Work’s preference for brainpower over budgetary politics is logical when one considers the second motivator of US military strategy.
The Velocity Of Instability:
Early on in his speech, Work references Army Chief of Staff Raymond Odierno’s definition of the “velocity of instability” as being the pace of strategic change, which becomes one of the most influential current imperatives of the US military when it combines with the pace of technological innovation. What this simply means is that non-Western actors are creating new technologies and crafting adaptive strategies that are creating complications for the US’ application of full-spectrum dominance, the former of which will be discussed in detail during the next main section. In response to such rapidly changing circumstances, the US feels entitled in bullying others by never picking on an equally matched adversary.
No Fair Fight:
According to Chairman of the Joint Chiefs of Staff Martin Dempsey, whom Work also cites during his speech, “we never, ever want to send our troops into a fair fight,” confirming what many had already suspected about militant bullying being an integral part of the US’ foreign policy toolkit. The US never picks a fight with anyone who can give it a legitimate run for its money, so to speak, choosing instead to conventionally attack smaller and weaker states like Iraq and Libya whose militaries represent a negligible challenge. When it comes to more evenly matched rivals such as Russia and China or those which can inflict unacceptable collateral damage like Iran, the US understands that it must keep its destabilization just short of the conventional threshold, opting instead for asymmetrical aggression in the form of economic subversion, Color Revolutions, and Unconventional Wars.
Twenty-First Century Wars
Keeping the concept of “no fair fight” at the forefront of one’s thoughts, it’s now time to look at the three types of wars that Work accuses Iran, Russia, and China of waging, before describing the radical means he proposes for countering them and thus giving the US the first-strike capability in any conflict.
Hybrid War:
In his parade of prominent US military strategists, Work speaks about Frank Hoffman and his definition of hybrid warfare, which he defines as:
“Combat operations characterized by the simultaneous and adaptive employment of a complex combination of conventional weapons, irregular warfare, terrorism and criminal behavior to achieve political objectives.”
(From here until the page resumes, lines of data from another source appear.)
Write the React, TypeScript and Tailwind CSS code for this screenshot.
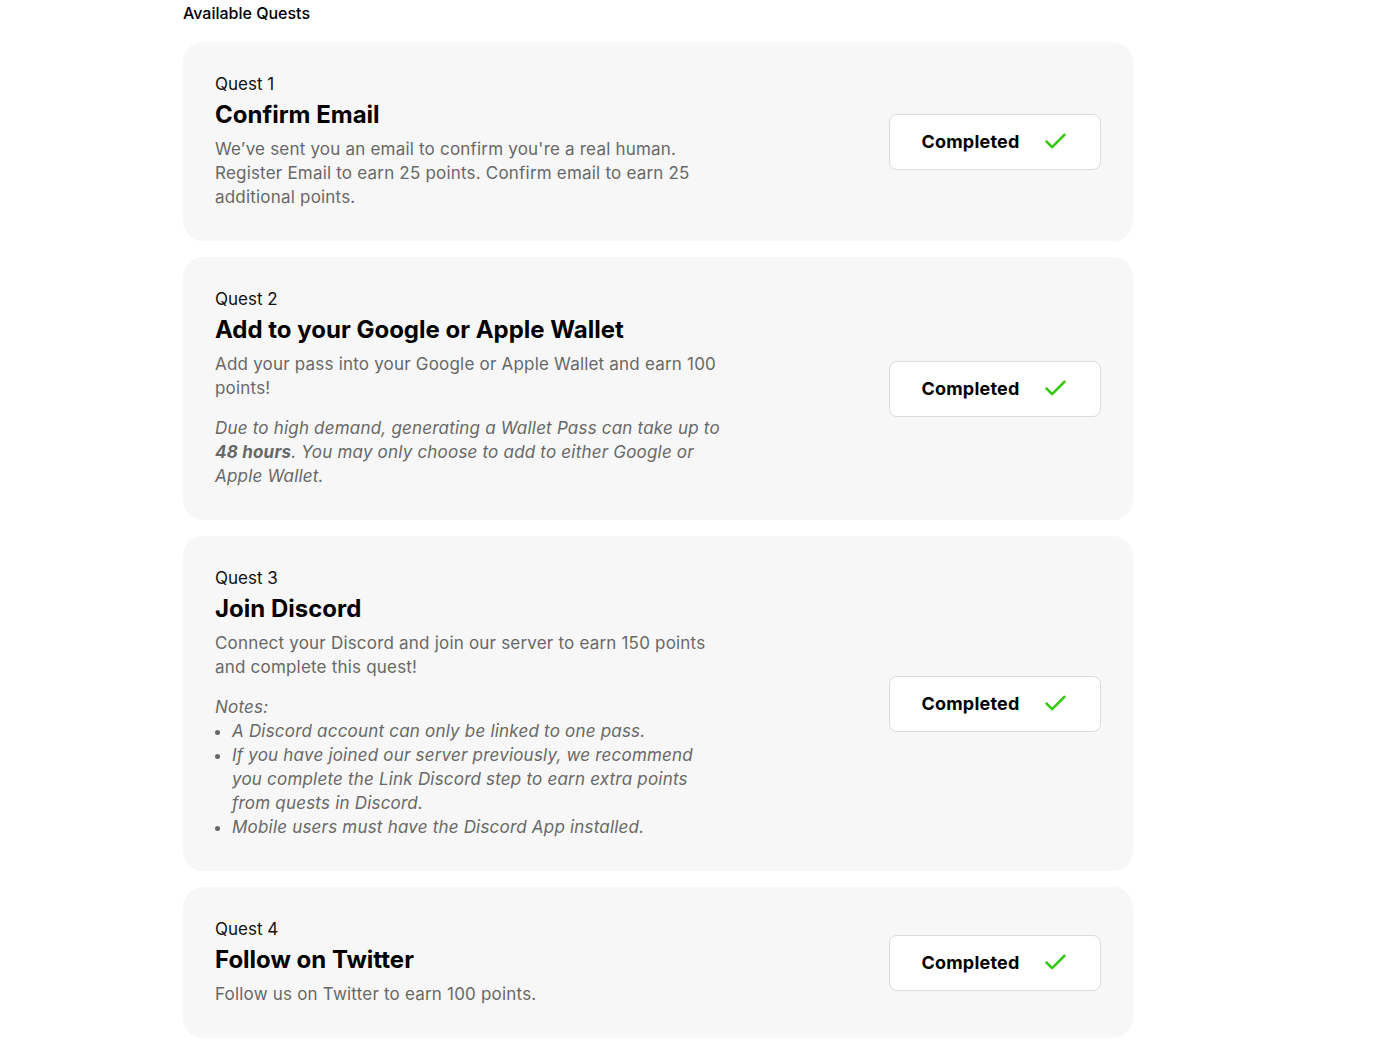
import React from 'react'
import { Check } from 'lucide-react'

type Quest = {
  n: number
  title: string
  body: React.ReactNode
}

const CompletedButton = () => (
  <div className="flex h-14 w-[212px] shrink-0 items-center justify-center gap-[22px] rounded-lg border border-[#dcdcdc] bg-white">
    <span className="text-[18px] font-bold tracking-[0.2px] text-black">Completed</span>
    <Check size={27} strokeWidth={2.2} className="text-[#35c90f]" />
  </div>
)

const quests: Quest[] = [
  {
    n: 1,
    title: 'Confirm Email',
    body: (
      <p>
        We’ve sent you an email to confirm you're a real human. Register Email to earn 25 points. Confirm email to
        earn 25 additional points.
      </p>
    ),
  },
  {
    n: 2,
    title: 'Add to your Google or Apple Wallet',
    body: (
      <>
        <p>Add your pass into your Google or Apple Wallet and earn 100 points!</p>
        <p className="mt-4 italic">
          Due to high demand, generating a Wallet Pass can take up to <b className="font-bold">48 hours</b>. You may
          only choose to add to either Google or Apple Wallet.
        </p>
      </>
    ),
  },
  {
    n: 3,
    title: 'Join Discord',
    body: (
      <>
        <p>Connect your Discord and join our server to earn 150 points and complete this quest!</p>
        <div className="mt-4 italic">
          <p>Notes:</p>
          <ul className="list-disc pl-[17px]">
            <li>A Discord account can only be linked to one pass.</li>
            <li>
              If you have joined our server previously, we recommend you complete the Link Discord step to earn extra
              points from quests in Discord.
            </li>
            <li>Mobile users must have the Discord App installed.</li>
          </ul>
        </div>
      </>
    ),
  },
  {
    n: 4,
    title: 'Follow on Twitter',
    body: <p>Follow us on Twitter to earn 100 points.</p>,
  },
]

export default function App() {
  return (
    <div className="min-h-screen bg-white font-['Inter',sans-serif]">
      <div className="ml-[183px] w-[950px]">
        <h2 className="text-[16px] font-medium leading-[26px] text-black">Available Quests</h2>
        <div className="mt-4 flex flex-col gap-4">
          {quests.map((q) => (
            <div key={q.n} className="flex items-center justify-between rounded-[20px] bg-[#f7f7f7] px-8 py-8">
              <div className="w-[510px]">
                <div className="text-[17px] leading-[20px] text-[#111]">Quest {q.n}</div>
                <h3 className="mt-[5px] text-[24px] font-bold leading-[32px] text-black">{q.title}</h3>
                <div className="mt-[6px] text-[17px] leading-6 tracking-[0.2px] text-[#686868]">{q.body}</div>
              </div>
              <CompletedButton />
            </div>
          ))}
        </div>
      </div>
    </div>
  )
}
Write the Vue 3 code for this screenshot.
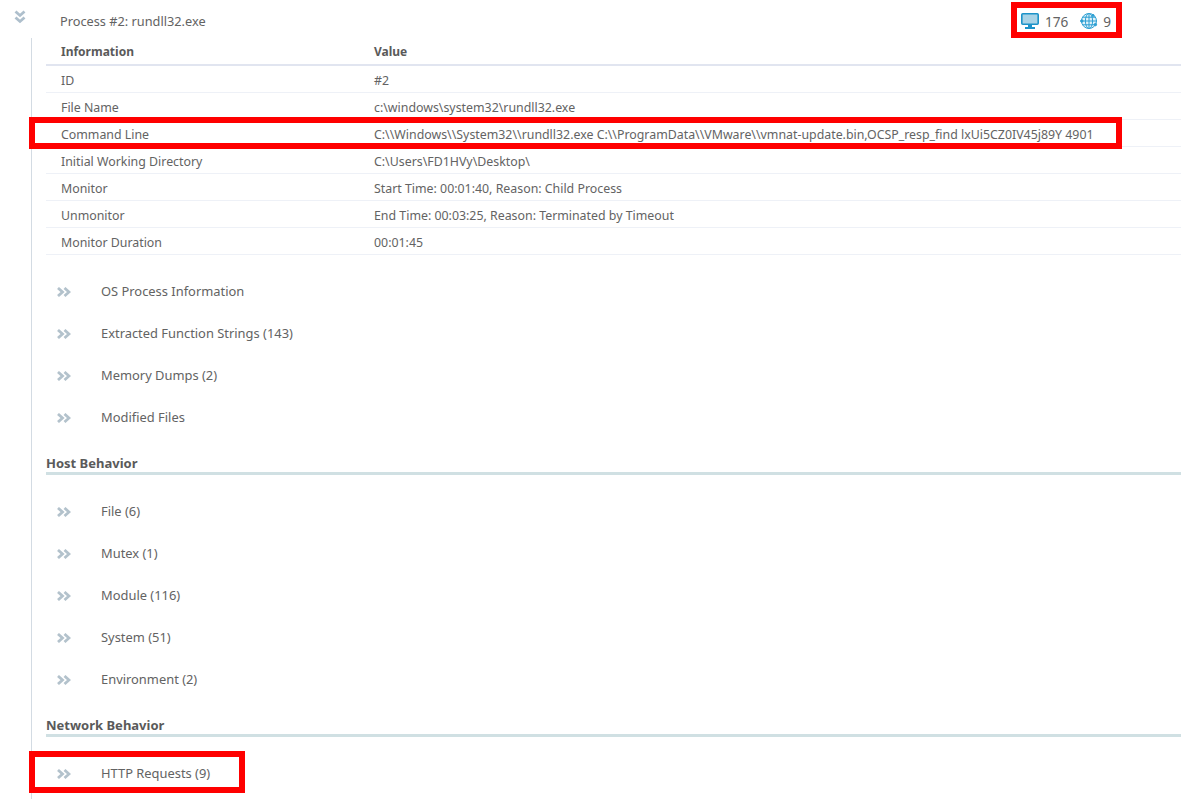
<template>
  <div class="page">
    <header class="proc">
      <svg class="toggle" width="12" height="14" viewBox="0 0 12 14">
        <path d="M1.5 1.5 6 5.5 10.5 1.5M1.5 7.5 6 11.5 10.5 7.5" fill="none" stroke="#aebfcc" stroke-width="2.8" />
      </svg>
      <span class="proc-title">Process #2: rundll32.exe</span>
      <div class="stats">
        <svg width="18" height="16" viewBox="0 0 18 16">
          <rect x="0.8" y="0.8" width="16.4" height="10.4" rx="1" fill="#a8d3e6" stroke="#1c93c9" stroke-width="1.6" />
          <rect x="7" y="12" width="4" height="2" fill="#1c93c9" />
          <rect x="4" y="14" width="10" height="2" fill="#1c93c9" />
        </svg>
        <span class="stat-num first">176</span>
        <svg class="globe" width="18" height="18" viewBox="0 0 18 18" fill="#dff1f9" stroke="#2b9fd3" stroke-width="1">
          <circle cx="9" cy="9" r="7.5" />
          <ellipse cx="9" cy="9" rx="3.6" ry="7.5" />
          <path d="M9 1.5v15M1.5 9h15M2.6 5.2h12.8M2.6 12.8h12.8" fill="none" />
          <circle cx="1.8" cy="9" r="1.2" fill="#2b9fd3" />
          <circle cx="15.4" cy="12.6" r="1.2" fill="#2b9fd3" />
          <circle cx="13" cy="3.4" r="1" fill="#2b9fd3" />
        </svg>
        <span class="stat-num">9</span>
      </div>
    </header>
    <main class="body">
      <div class="table">
        <div class="row head">
          <span class="key">Information</span>
          <span>Value</span>
        </div>
        <div v-for="r in rows" :key="r[0]" class="row">
          <span class="key">{{ r[0] }}</span>
          <span>{{ r[1] }}</span>
        </div>
      </div>
      <ul class="list first-list">
        <li v-for="i in info" :key="i"><Chev /><span class="label">{{ i }}</span></li>
      </ul>
      <h2>Host Behavior</h2>
      <ul class="list">
        <li v-for="i in host" :key="i"><Chev /><span class="label">{{ i }}</span></li>
      </ul>
      <h2>Network Behavior</h2>
      <ul class="list">
        <li v-for="i in net" :key="i"><Chev /><span class="label">{{ i }}</span></li>
      </ul>
    </main>
    <div class="mark mark-stats"></div>
    <div class="mark mark-cmd"></div>
    <div class="mark mark-http"></div>
  </div>
</template>

<script setup>
import { h } from 'vue'

const Chev = () =>
  h('svg', { class: 'chev', width: 14, height: 10, viewBox: '0 0 14 10' }, [
    h('path', {
      d: 'M1 1 5.5 5 1 9M7.5 1 12 5 7.5 9',
      fill: 'none',
      stroke: '#b3c2cc',
      'stroke-width': 2.8
    })
  ])

const rows = [
  ['ID', '#2'],
  ['File Name', 'c:\\windows\\system32\\rundll32.exe'],
  ['Command Line', 'C:\\\\Windows\\\\System32\\\\rundll32.exe C:\\\\ProgramData\\\\VMware\\\\vmnat-update.bin,OCSP_resp_find lxUi5CZ0IV45j89Y 4901'],
  ['Initial Working Directory', 'C:\\Users\\FD1HVy\\Desktop\\'],
  ['Monitor', 'Start Time: 00:01:40, Reason: Child Process'],
  ['Unmonitor', 'End Time: 00:03:25, Reason: Terminated by Timeout'],
  ['Monitor Duration', '00:01:45']
]
const info = ['OS Process Information', 'Extracted Function Strings (143)', 'Memory Dumps (2)', 'Modified Files']
const host = ['File (6)', 'Mutex (1)', 'Module (116)', 'System (51)', 'Environment (2)']
const net = ['HTTP Requests (9)']
</script>

<style>
html, body { margin: 0; background: #fff; }
</style>

<style scoped>
.page {
  position: relative;
  width: 1200px;
  height: 799px;
  overflow: hidden;
  font-family: "Noto Sans", "Open Sans", sans-serif;
  font-size: 12.36px;
  color: #636363;
}
.proc {
  display: flex;
  align-items: center;
  height: 38px;
  padding: 0 0 0 14px;
  box-sizing: border-box;
}
.toggle { margin-top: -4px; }
.proc-title { margin-left: 34px; margin-top: 4px; font-size: 12.76px; }
.stats {
  display: flex;
  align-items: center;
  margin-left: auto;
  margin-right: 89px;
  margin-top: 4px;
  font-size: 13.6px;
}
.stat-num { margin-left: 5px; }
.stat-num.first { margin-left: 6px; margin-right: 12px; }
.body {
  margin-left: 31px;
  width: 1150px;
  border-left: 1px solid #d3dbe3;
  padding-left: 14px;
  box-sizing: border-box;
  height: 761px;
}
.row {
  display: grid;
  grid-template-columns: 313px 1fr;
  align-items: center;
  height: 27px;
  padding-left: 15px;
  padding-top: 2px;
  border-bottom: 1px solid #eef1f7;
  box-sizing: border-box;
}
.row.head {
  height: 28px;
  padding-top: 0;
  font-size: 12px;
  font-weight: 700;
  color: #5a5a5a;
  border-bottom: 2px solid #e1e5f0;
}
.list {
  list-style: none;
  margin: 0;
  padding: 0;
}
.first-list { margin-top: 16px; }
.list li {
  display: flex;
  align-items: center;
  height: 42px;
  padding-left: 11px;
  font-size: 12.9px;
}
.label { margin-top: -2px; }
.chev { margin-right: 30px; }
h2 {
  margin: 14px 0 16px;
  height: 19px;
  font-size: 13px;
  line-height: 21px;
  font-weight: 700;
  color: #5a5a5a;
  border-bottom: 3px solid #d0e0e3;
  box-sizing: content-box;
}
.mark {
  position: absolute;
  border: 6px solid #f00;
  box-sizing: border-box;
  pointer-events: none;
}
.mark-stats { left: 1011px; top: 2px; width: 111px; height: 36px; }
.mark-cmd { left: 29px; top: 117px; width: 1093px; height: 32px; }
.mark-http { left: 29px; top: 751px; width: 216px; height: 42px; }
</style>
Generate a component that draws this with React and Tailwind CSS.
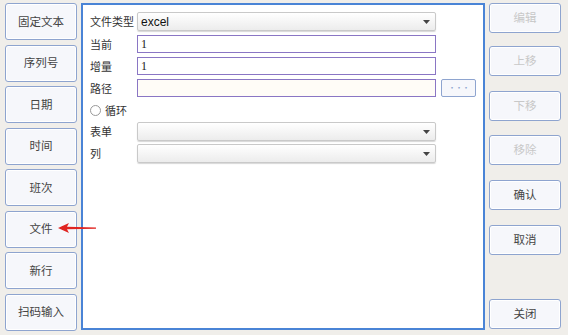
import React from "react";

const leftItems = ["固定文本", "序列号", "日期", "时间", "班次", "文件", "新行", "扫码输入"];

function SideButton({ label, disabled, className = "" }) {
  return (
    <button
      className={`w-[72px] rounded-[3px] border border-[#8ea4cf] bg-[#f6f7fb] text-[11.5px] shadow-[inset_0_0_0_1px_#ffffff] ${
        disabled ? "text-[#c8c8c8]" : "text-[#444]"
      } ${className}`}
    >
      {label}
    </button>
  );
}

function Select({ value }) {
  return (
    <div className="flex h-[19px] w-[299px] items-center justify-between rounded-[2px] border border-[#c9c9c9] bg-gradient-to-b from-[#ffffff] to-[#ececec] pl-[3px] pr-[5px] shadow-[0_1px_1px_#d8d8d8]">
      <span className="font-['Liberation_Sans',sans-serif] text-[12px] text-[#111]">{value}</span>
      <svg width="7" height="4" viewBox="0 0 7 4">
        <path d="M0 0h7L3.5 4z" fill="#444" />
      </svg>
    </div>
  );
}

function Input({ value, bg = "bg-white" }) {
  return (
    <div className={`flex h-[18px] w-[299px] items-center border border-[#8a76c4] ${bg} pl-[3px] font-['Liberation_Serif',serif] text-[12px] text-[#222]`}>
      {value}
    </div>
  );
}

function Row({ label, children, className = "" }) {
  return (
    <div className={`flex items-center ${className}`}>
      <span className="w-[47px] shrink-0 whitespace-nowrap text-[11px] text-[#333]">{label}</span>
      {children}
    </div>
  );
}

export default function App() {
  return (
    <div className="relative flex h-[335px] w-[568px] bg-[#f0eeea] font-['Noto_Sans_CJK_SC',sans-serif]">
      <div className="ml-[5px] mt-[3px] flex flex-col gap-[4.5px]">
        {leftItems.map((t) => (
          <SideButton key={t} label={t} className="h-[37px]" />
        ))}
      </div>

      <div className="ml-[4px] mt-[3px] h-[327px] w-[404px] border-2 border-[#4a84d6] bg-white pl-[7px] pt-[7px]">
        <Row label="文件类型">
          <Select value="excel" />
        </Row>
        <Row label="当前" className="mt-[4px]">
          <Input value="1" />
        </Row>
        <Row label="增量" className="mt-[4px]">
          <Input value="1" />
        </Row>
        <Row label="路径" className="mt-[4px]">
          <Input value="" bg="bg-[#fffcf7]" />
          <div className="ml-[5px] flex h-[18px] w-[35px] items-center justify-center rounded-[2px] border border-[#8ea4cf] bg-[#f6f7fb] text-[8px] leading-none tracking-[-1px] text-[#8ea4cf]">
            ···
          </div>
        </Row>
        <div className="mt-[5px] flex h-[16px] items-center">
          <span className="mr-[4px] h-[11px] w-[11px] rounded-full border border-[#999] bg-white" />
          <span className="text-[11px] text-[#333]">循环</span>
        </div>
        <Row label="表单" className="mt-[4px]">
          <Select value="" />
        </Row>
        <Row label="列" className="mt-[3px]">
          <Select value="" />
        </Row>
      </div>

      <div className="ml-[4px] mt-[3px] flex flex-col">
        <SideButton label="编辑" disabled className="h-[30px]" />
        <SideButton label="上移" disabled className="mt-[13px] h-[30px]" />
        <SideButton label="下移" disabled className="mt-[15px] h-[30px]" />
        <SideButton label="移除" disabled className="mt-[14px] h-[30px]" />
        <SideButton label="确认" className="mt-[15px] h-[30px]" />
        <SideButton label="取消" className="mt-[15px] h-[30px]" />
        <SideButton label="关闭" className="mt-[44px] h-[30px]" />
      </div>

      <svg className="absolute left-[57px] top-[222px]" width="40" height="12" viewBox="0 0 40 12">
        <path d="M1 6 L12 1 L10 4.8 L39 5.4 L39 6.8 L10 7.2 L12 11 Z" fill="#e02420" />
      </svg>
    </div>
  );
}
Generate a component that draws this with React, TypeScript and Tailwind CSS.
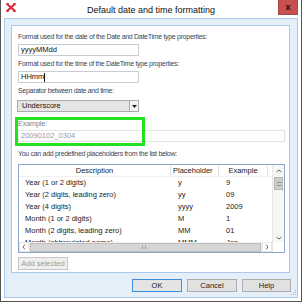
import React from "react";

const rows: [string, string, string][] = [
  ["Year (1 or 2 digits)", "y", "9"],
  ["Year (2 digits, leading zero)", "yy", "09"],
  ["Year (4 digits)", "yyyy", "2009"],
  ["Month (1 or 2 digits)", "M", "1"],
  ["Month (2 digits, leading zero)", "MM", "01"],
  ["Month (abbreviated name)", "MMM", "Jan"],
];

const label = "h-[11px] whitespace-nowrap text-[7px] tracking-[-0.3px]";

export default function App() {
  return (
    <div
      className="relative w-[302px] h-[302px] bg-white border border-t-0 border-[#555555] overflow-hidden text-[7.5px] leading-[11px] text-[#3b4656]"
      style={{ fontFamily: '"Liberation Sans", Arial, sans-serif' }}
    >
      {/* Title bar */}
      <div className="grid grid-cols-[1fr_auto_1fr] h-[18px] items-start">
        <div className="pl-[5px] pt-[3px]">
          <svg width="10" height="9" viewBox="0 0 10 9">
            <path d="M1 1 L9 8 M9 1 L1 8" stroke="#d8262e" strokeWidth="2" />
            <path d="M0 0.8 H3 M7 0.8 H10 M0 8.2 H3 M7 8.2 H10" stroke="#d8262e" strokeWidth="1.2" />
          </svg>
        </div>
        <div className="text-[9px] leading-[14px] pt-[3px] text-[#111]">Default date and time formatting</div>
        <div className="flex justify-end pr-[3px]">
          <div className="w-[20px] h-[15px] bg-[#c75050] border border-[#a84444] border-t-0 flex items-center justify-center text-[9px] font-bold text-[#111] leading-none">
            x
          </div>
        </div>
      </div>

      {/* Frame */}
      <div className="mx-[3px] h-[280px] border border-[#a9c9e8] bg-[#e5eff9] flex flex-col">
        {/* Panel */}
        <div className="mt-[6px] ml-[6px] mr-[7px] h-[248px] border border-[#a9c9e8] bg-white pl-[6px] pr-[4px] pt-[5px] flex flex-col relative">
          <div className={label}>Format used for the date of the Date and DateTime type properties:</div>
          <div className="mt-[2px] w-[121px] h-[12px] border border-[#c9ccd2] px-[2px] leading-[10px] text-[#111]">yyyyMMdd</div>
          <div className={"mt-[2px] " + label}>Format used for the time of the DateTime type properties:</div>
          <div className="mt-[2px] w-[121px] h-[12px] border border-[#c9ccd2] px-[2px] leading-[10px] text-[#111] flex items-center">
            HHmm<span className="w-px h-[9px] bg-[#111]" />
          </div>
          <div className={"mt-[2px] " + label}>Separator between date and time:</div>
          <div className="mt-[4px] -ml-px w-[122px] h-[12px] border border-[#acacac] bg-[#e5e5e5] flex">
            <div className="flex-1 pl-[4px] leading-[10px] text-[#111]">Underscore</div>
            <div className="w-[9px] border-l border-[#acacac] bg-[#f4f4f4] flex items-center justify-center">
              <svg width="5" height="3" viewBox="0 0 5 3">
                <path d="M0 0 H5 L2.5 3 Z" fill="#222" />
              </svg>
            </div>
          </div>
          <div className="mt-[6px] h-[11px] text-[#6b84a3] text-[7px]">Example:</div>
          <div className="mt-[1px] h-[12px] border border-[#e3e3e3] px-[2px] leading-[10px] text-[#9a9a9a]">20090102_0304</div>
          <div className={"mt-[6px] " + label}>You can add predefined placeholders from the list below:</div>

          {/* Table */}
          <div className="mt-[5px] h-[89px] border border-[#88a6cb] flex text-[#222]">
            <div className="w-[253px] flex flex-col">
              <div className="h-[12px] flex border-b border-[#f0f0f0] leading-[11px]">
                <div className="w-[152px] border-r border-[#e2e2e2] text-center">Description</div>
                <div className="w-[48px] border-r border-[#e2e2e2] pl-[2px]">Placeholder</div>
                <div className="w-[49px] border-r border-[#e2e2e2] text-center">Example</div>
                <div className="flex-1" />
              </div>
              <div className="h-[65px] overflow-hidden">
                {rows.map((r) => (
                  <div key={r[0]} className="h-[12px] flex leading-[12px]">
                    <div className="w-[152px] pl-[6px] whitespace-nowrap">{r[0]}</div>
                    <div className="w-[48px] pl-[7px]">{r[1]}</div>
                    <div className="w-[49px] pl-[7px]">{r[2]}</div>
                  </div>
                ))}
              </div>
              {/* Horizontal scrollbar */}
              <div className="h-[10px] bg-[#f0f0f0] flex items-center">
                <div className="w-[10px] h-full flex items-center justify-center bg-white border border-[#e6e6e6]">
                  <svg width="4" height="6" viewBox="0 0 4 6">
                    <path d="M3 0.5 L1 3 L3 5.5" stroke="#555" strokeWidth="0.9" fill="none" />
                  </svg>
                </div>
                <div className="flex-1 h-[9px] mx-px bg-[#d6d6d6] border border-[#bdbdbd] flex items-center justify-end pr-[114px]">
                  <div className="w-[4px] h-[3px] border-x border-[#999]" />
                </div>
                <div className="w-[10px] h-full flex items-center justify-center bg-white border border-[#e6e6e6]">
                  <svg width="4" height="6" viewBox="0 0 4 6">
                    <path d="M1 0.5 L3 3 L1 5.5" stroke="#555" strokeWidth="0.9" fill="none" />
                  </svg>
                </div>
              </div>
            </div>
            {/* Vertical scrollbar */}
            <div className="w-[12px] flex flex-col border-l border-[#e6e6e6]">
              <div className="flex-1 flex flex-col bg-[#f7f7f7]">
                <div className="h-[12px] flex items-center justify-center">
                  <svg width="6" height="4" viewBox="0 0 6 4">
                    <path d="M0.5 3 L3 1 L5.5 3" stroke="#555" strokeWidth="0.9" fill="none" />
                  </svg>
                </div>
                <div className="mx-px h-[13px] bg-[#cdcdcd] border border-[#b5b5b5] flex items-center justify-center">
                  <div className="w-[4px] h-[4px] border-y border-[#8c8c8c]" />
                </div>
                <div className="flex-1" />
                <div className="h-[9px] flex items-center justify-center">
                  <svg width="6" height="4" viewBox="0 0 6 4">
                    <path d="M0.5 1 L3 3 L5.5 1" stroke="#555" strokeWidth="0.9" fill="none" />
                  </svg>
                </div>
              </div>
              <div className="h-[10px] bg-white" />
            </div>
          </div>

          <div className="mt-[4px] w-[50px] h-[13px] border border-[#c6c6c6] bg-[#efefef] text-[#9b9b9b] text-center leading-[11px]">
            Add selected
          </div>

          {/* annotation highlight */}
          <div className="absolute left-[3px] top-[91px] w-[130px] h-[29px] border-[3px] border-[#22e022]" />
        </div>

        {/* Buttons */}
        <div className="mt-[6px] pr-[6px] flex justify-end gap-[5px] text-[#222]">
          <div className="w-[50px] h-[13px] border border-[#3c8fd6] bg-[#e4e4e4] text-center leading-[11px]">OK</div>
          <div className="w-[50px] h-[13px] border border-[#adadad] bg-[#e1e1e1] text-center leading-[11px]">Cancel</div>
          <div className="w-[49px] h-[13px] border border-[#adadad] bg-[#e1e1e1] text-center leading-[11px]">Help</div>
        </div>
      </div>

      {/* resize grip */}
      <svg className="absolute right-[4px] bottom-[5px]" width="7" height="7" viewBox="0 0 7 7">
        <rect x="5" y="1" width="1" height="1" fill="#b8b8b8" />
        <rect x="3" y="3" width="1" height="1" fill="#b8b8b8" />
        <rect x="5" y="3" width="1" height="1" fill="#b8b8b8" />
        <rect x="1" y="5" width="1" height="1" fill="#b8b8b8" />
        <rect x="3" y="5" width="1" height="1" fill="#b8b8b8" />
        <rect x="5" y="5" width="1" height="1" fill="#b8b8b8" />
      </svg>
    </div>
  );
}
The above perfectly describes the US and its proxies’ onslaught on Syria, but Work instead attributes this strategy to Hezbollah (commonly believed in American military circles as being a de-facto extension of the Iranian military) in its legendary 2006 defense against Israel’s invasion of Southern Lebanon:
“Hezbollah fighters were armed with advanced anti-tank missiles, thousands of long-range rockets, Chinese-made Silkworm anti-ship missiles, advanced man-portable anti-air missiles, and unmanned aerial vehicles (UAVs). They had very simplistic, but very effective battle networks to employ them. They practiced irregular warfare, but at the same time maneuvered effectively against Israeli armored columns, proved proficient in indirect fire, and they used swarms of heavy anti-tank missiles to great effect.”
Again, this sounds exactly like how the US is behaving in Syria, specifically with its anti-tank and anti-air armament supply to terrorist groups active in the country, but nonetheless, the Pentagon representative insists that “in the future, without question, hybrid adversaries will pose a qualitative and quantitative challenge” to the US. It’s not clear if he’s foreshadowing that US troops will soon be fighting against the same proxy agents they helped arm and train for hybrid war, but it’s unmistakable that he’s identifying this type of fighting with the Mideast theater, where thus far it’s been most popularly practiced.
Non-Linear Warfare:
Work continues linking various novel war-fighting innovations with certain geographic zones and actors through his description of Russia’s application of non-linear warfare in Eastern Europe, which he reports as:
“Evolve[ing] from covert actions by special operations forces, to sustained unconventional combat waged under an umbrella of denial. And then ultimately escalating to high-end force-on-force proxy warfare with the state actively involved in combat operations .”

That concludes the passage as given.